This article was written by in Naked With Cash. 1 comment.

In the series Naked With Cash, seven Consumerism Commentary readers share their financial progress on a monthly basis. They are joined by Certified Financial Planners who provide feedback on their journey. Read this introduction to learn more about the series.

Anne and Matt are twenty-seven years old, living in the Midwest, with two children. Read their bio here for background about their financial situation. Anne and Matt are on Team Neal, with Certified Financial Planner Neal Frankle. Review their September update for last month’s progress.

Their goals are to strike a balance between putting aside money for the future and enjoying the present and to save enough for retirement. Keep reading to see their net worth report, comments about the report and their progress, and thoughts from Neal Frankle. Following Neal’s thoughts, budgeting expert Jacob Wade from iHeartBudgets offers commentary.

Neal Frankle, CFP appears courtesy of Wealth Pilgrim and Wealth Resources Group.

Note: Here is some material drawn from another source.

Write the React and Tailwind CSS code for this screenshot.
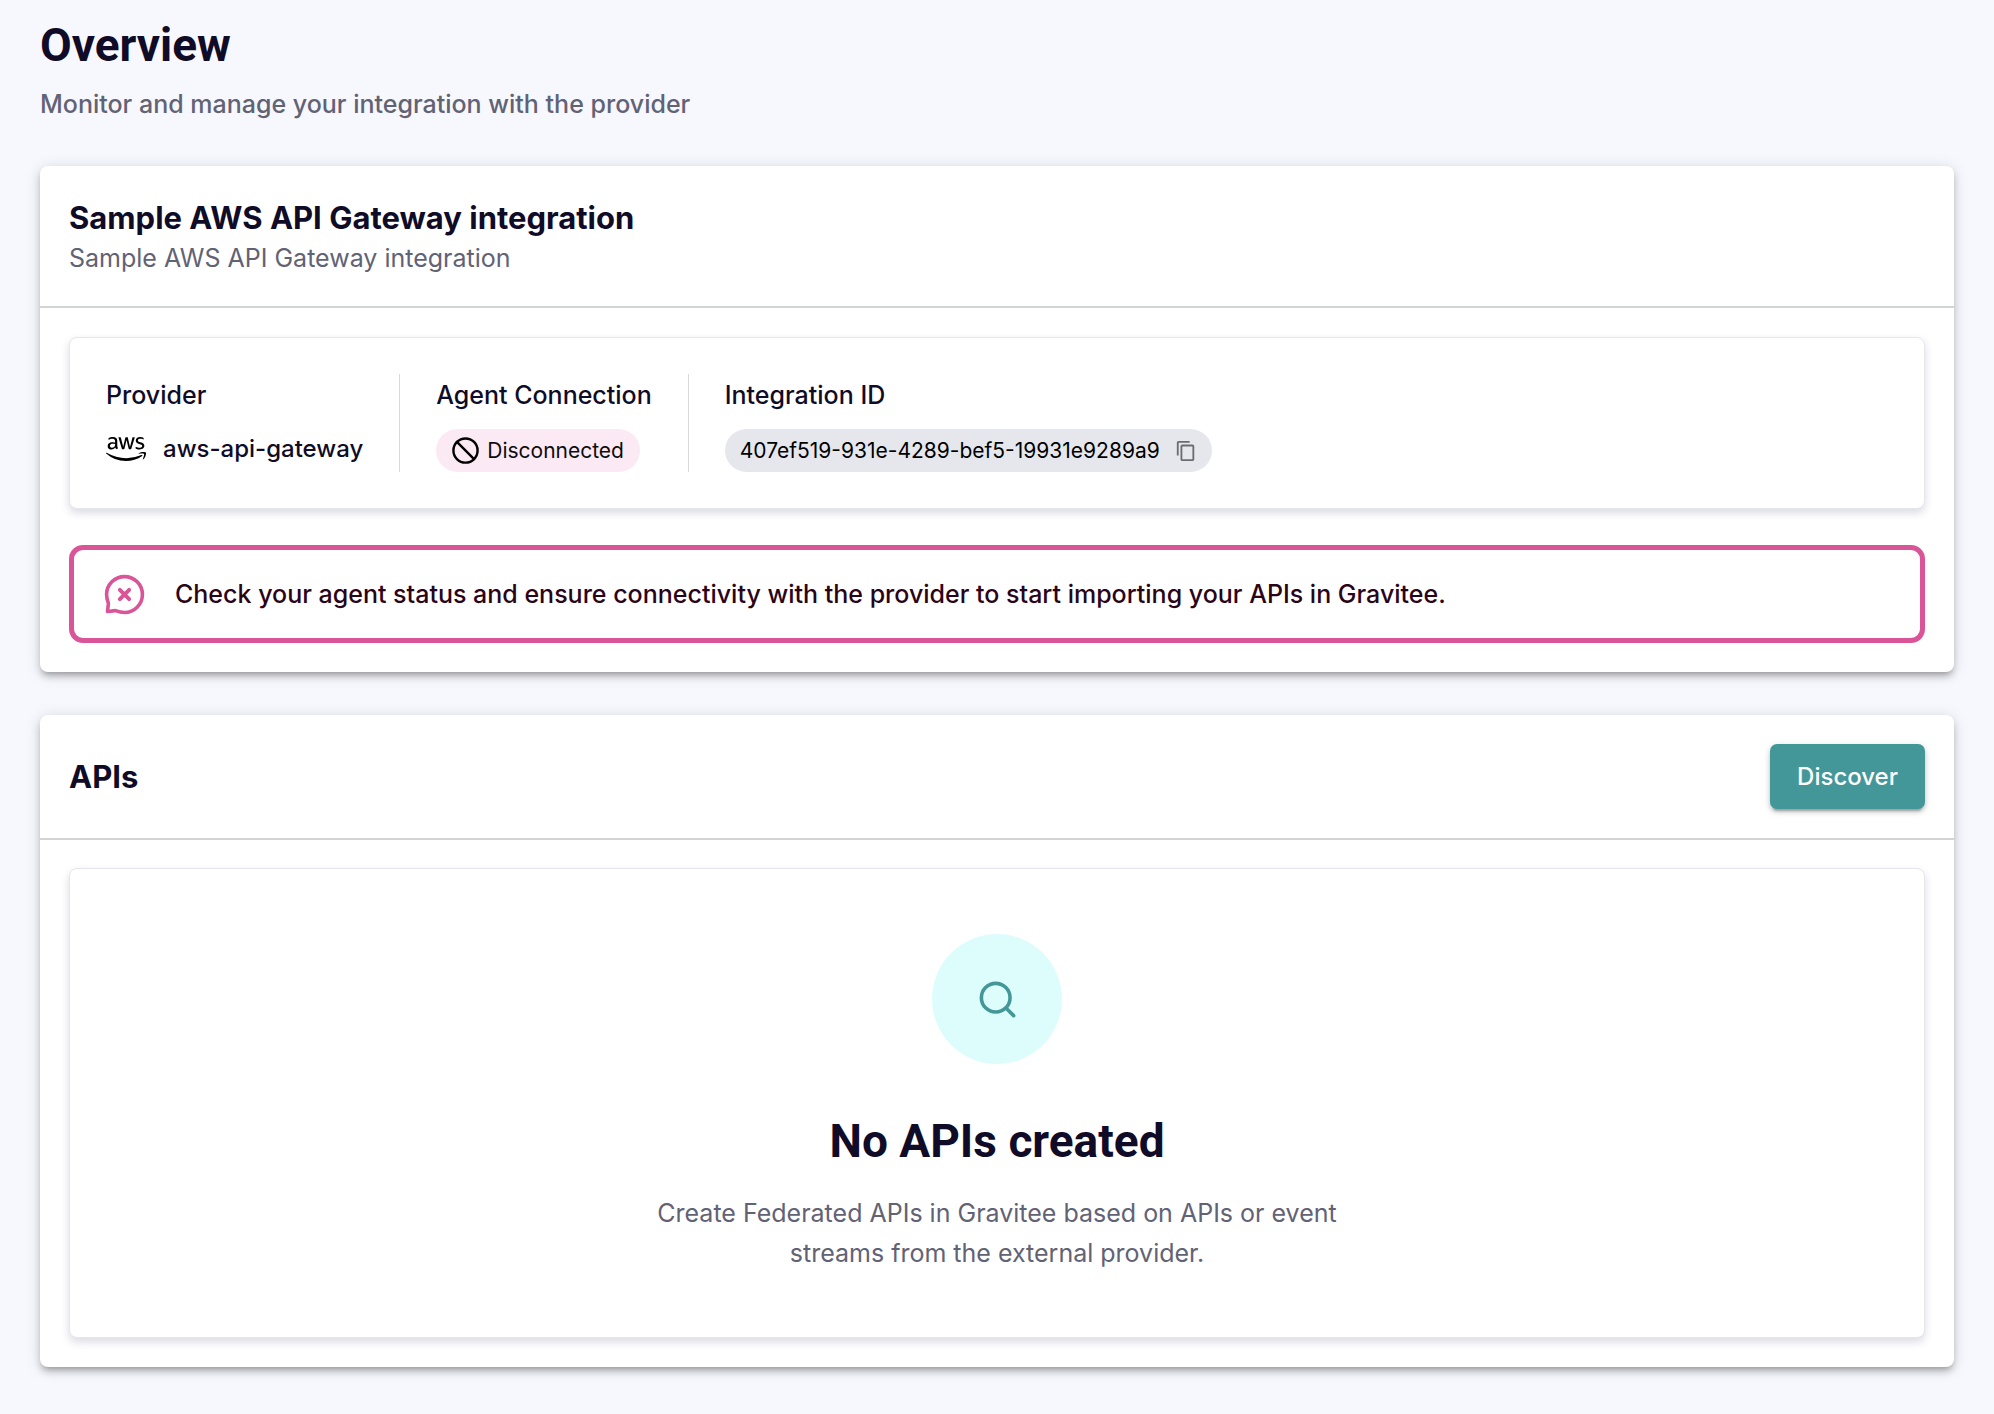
import React from "react";
import { FaAws } from "react-icons/fa";
import { MdContentCopy } from "react-icons/md";
import { Ban } from "lucide-react";

function BubbleErrorIcon() {
  return (
    <svg
      viewBox="0 0 24 24"
      className="size-[43px] shrink-0 text-[#da5597]"
      fill="none"
      stroke="currentColor"
      strokeWidth="2"
      strokeLinecap="round"
      strokeLinejoin="round"
      aria-hidden="true"
    >
      <path d="M12 22C17.523 22 22 17.523 22 12C22 6.477 17.523 2 12 2C6.477 2 2 6.477 2 12C2 13.821 2.487 15.529 3 17L2.5 21.5L7 21C8.471 21.513 10.179 22 12 22Z" />
      <path d="M9.4 14.6L14.6 9.4M9.4 9.4L14.6 14.6" strokeWidth="2.2" />
    </svg>
  );
}

function SearchIcon() {
  return (
    <svg
      viewBox="0 0 24 24"
      className="size-[43px] text-[#449798]"
      fill="none"
      stroke="currentColor"
      strokeWidth="2"
      strokeLinecap="round"
      strokeLinejoin="round"
      aria-hidden="true"
    >
      <circle cx="11" cy="11" r="8" />
      <path d="M17 17L21 21" />
    </svg>
  );
}

function Card({ children }) {
  return (
    <section className="rounded-lg bg-white shadow-[0_5px_5px_-4px_rgba(0,0,0,0.2),0_5px_7px_rgba(0,0,0,0.18),0_2px_16px_rgba(0,0,0,0.13)]">
      {children}
    </section>
  );
}

function Panel({ className, children }) {
  return (
    <div
      className={`rounded-lg border border-[#e6e6ee] bg-white shadow-[0_4px_8px_rgba(30,27,75,0.16)] ${className}`}
    >
      {children}
    </div>
  );
}

function Field({ label, children }) {
  return (
    <div className="flex flex-col items-start gap-[13px] border-r border-[#d8d8dd] px-9 first:pl-0 last:border-r-0">
      <h3 className="text-[25px] leading-[42px] font-medium">{label}</h3>
      {children}
    </div>
  );
}

export default function App() {
  return (
    <main className="min-h-screen bg-[#f7f8fd] px-10 pt-4 pb-12 font-['Inter',sans-serif] text-[#100c27]">
      <header className="mb-[42px]">
        <h1 className="font-['Roboto',sans-serif] text-[46px] leading-[58px] font-bold">Overview</h1>
        <p className="mt-[10px] text-[25px] leading-10 font-medium text-[#626275]">
          Monitor and manage your integration with the provider
        </p>
      </header>

      <div className="flex flex-col gap-[43px]">
        <Card>
          <div className="border-b-2 border-[#d3d3da] px-[29px] pt-8 pb-7">
            <h2 className="text-[31px] leading-10 font-bold">Sample AWS API Gateway integration</h2>
            <p className="text-[25px] leading-10 text-[#626275]">Sample AWS API Gateway integration</p>
          </div>
          <div className="flex flex-col gap-9 p-[29px]">
            <Panel className="flex flex-wrap p-9">
              <Field label="Provider">
                <div className="flex items-center gap-[17px] text-2xl leading-10 font-medium">
                  <FaAws className="size-10 text-black" aria-hidden="true" />
                  aws-api-gateway
                </div>
              </Field>
              <Field label="Agent Connection">
                <span className="flex h-[43px] items-center gap-[7px] rounded-full bg-[#fbe9f3] pr-4 pl-[15px] text-[21px] text-[#0d0d0d]">
                  <Ban className="size-[29px] text-black" aria-hidden="true" />
                  Disconnected
                </span>
              </Field>
              <Field label="Integration ID">
                <span className="flex h-[43px] items-center gap-[15px] rounded-full bg-[#e6e7ed] px-[15px] text-[21px] text-black">
                  407ef519-931e-4289-bef5-19931e9289a9
                  <button type="button" aria-label="Copy integration ID" className="text-[#6b6c72]">
                    <MdContentCopy className="size-[22px]" />
                  </button>
                </span>
              </Field>
            </Panel>
            <div
              role="alert"
              className="flex items-center gap-[29px] rounded-[14px] border-[5px] border-[#da5597] px-[29px] py-[22px] text-[25px] leading-11 font-medium text-[#2b0418]"
            >
              <BubbleErrorIcon />
              <p>
                Check your agent status and ensure connectivity with the provider to start importing your APIs in
                Gravitee.
              </p>
            </div>
          </div>
        </Card>

        <Card>
          <div className="flex items-center justify-between border-b-2 border-[#d3d3da] p-[29px]">
            <h2 className="text-[31px] leading-10 font-bold">APIs</h2>
            <button
              type="button"
              className="h-[65px] rounded-[7px] bg-[#449798] px-[27px] text-2xl font-medium text-white shadow-[0_5px_2px_-3px_rgba(0,0,0,0.2),0_3px_4px_rgba(0,0,0,0.16),0_2px_9px_rgba(0,0,0,0.12)]"
            >
              Discover
            </button>
          </div>
          <div className="px-[29px] pt-7 pb-[29px]">
            <Panel className="flex flex-col items-center px-9 pt-[65px] pb-16 text-center">
              <div className="flex size-[130px] items-center justify-center rounded-full bg-[#ddfdfd]">
                <SearchIcon />
              </div>
              <h2 className="mt-12 font-['Roboto',sans-serif] text-[46px] leading-[58px] font-bold">No APIs created</h2>
              <p className="mt-[23px] max-w-[710px] text-[25px] leading-10 text-[#626275]">
                Create Federated APIs in Gravitee based on APIs or event streams from the external provider.
              </p>
            </Panel>
          </div>
        </Card>
      </div>
    </main>
  );
}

Anne’s comments and analysis

Matt’s October pay includes a quarterly bonus, and our total income for the month was $15,126 (or $9,110 take-home).

In October, Matt’s Simple IRA went into effect and we’re loading that up with $2,000 per paycheck for the rest of the year to max it out. It’s reducing Matt’s taxes by quite a bit in the pay stubs, so that’s been nice.

I’m including the Simple IRA line item in the 401(k) rather than starting a new line on here.

I didn’t realize until recently that there’s a limit to how much is withheld for Social Security taxes. Matt has passed the threshold this year, so no more money is being withheld from his paychecks for that.

Money flowing out of our checking account for the month: $10,856, which is everything from bills, spending and investment contributions.

So uh, this is more than our take-home. A chunk of it was catch-up contributions to our church since we had missed a few Sundays in September and October. We give 10% gross. The next big item was finishing off one of our Roth IRAs. We have the money to finish the second IRA set aside in savings and we’ll finish that off probably in November.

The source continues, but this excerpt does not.